What both Michelle and I remembered instantly, though, was a trip we took one summer to the mountains, Frances among us.  The four-hour drive on the interstate became the road along which Frances' imagination came to life.  On the way home, we stopped for lunch near a sign that directed travelers to the small highway north heading toward a hamlet called Harmony.  None of us had ever been there, and this time we didn't detour toward it, either.  But all the way home we listened as Frances, enchanted with the name, laid out and populated the town, inventing relationships among the characters, homes they lived in, bars they frequented, intrigues they would fall into, histories they were prey to, and threads of a mysterious future to ponder later.


"Frances was such a gift," Michelle wrote the other day.  "Her stories always made me belly-laugh!
...that car ride was so entertaining...Frances got talking about staying at [an old] hotel and said something cheeky about her romantic life with her husband, whom she adored."

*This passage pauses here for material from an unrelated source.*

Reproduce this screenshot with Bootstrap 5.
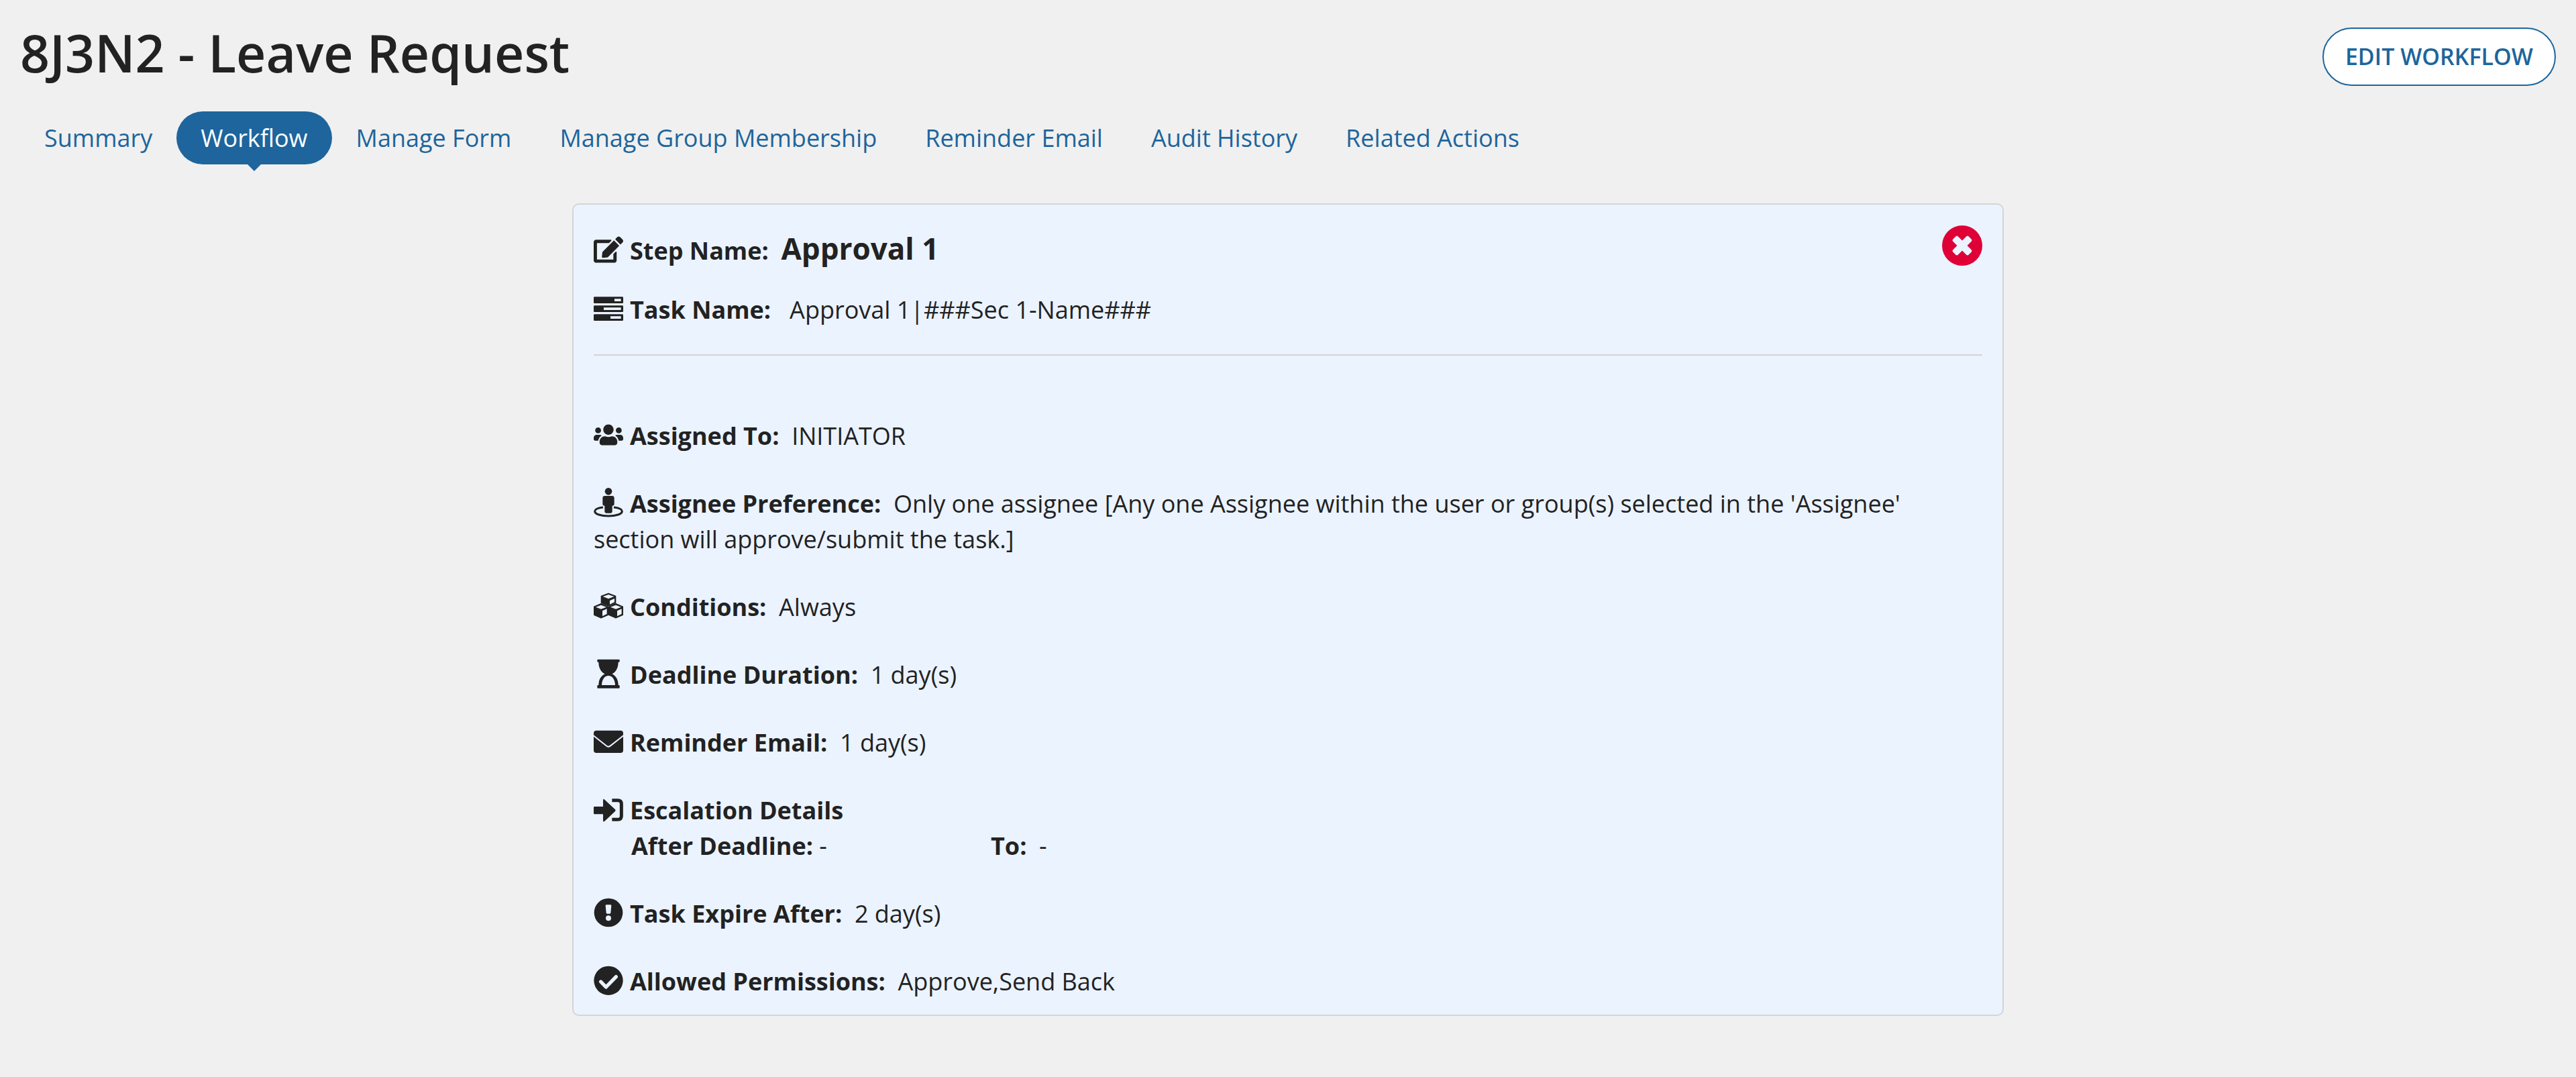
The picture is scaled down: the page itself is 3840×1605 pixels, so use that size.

As she talked, we told her, only half teasing, that her story would make a good screenplay for a soap opera (Michelle, a media producer, would know), but Frances was the one who--it being her invention, after all--kept it alive, and eventually began to scribble chapters.

None of this is in her obituary, obituaries being what they usually are, but it's the life I remember her by, the life of that generous good humor that loved people, that could raise their stories equally from the dust of memory or the flakes of imagination, enriching them and us.


Thank you, Frances.  Here, just for you, is one more journal piece.

1 comment:

  1. Just read this:
    "At the end of the day, life is about being happy being who you are" . It sounds like Frances figured that out. What lovely memories you have of her. Says so much about her. Nice.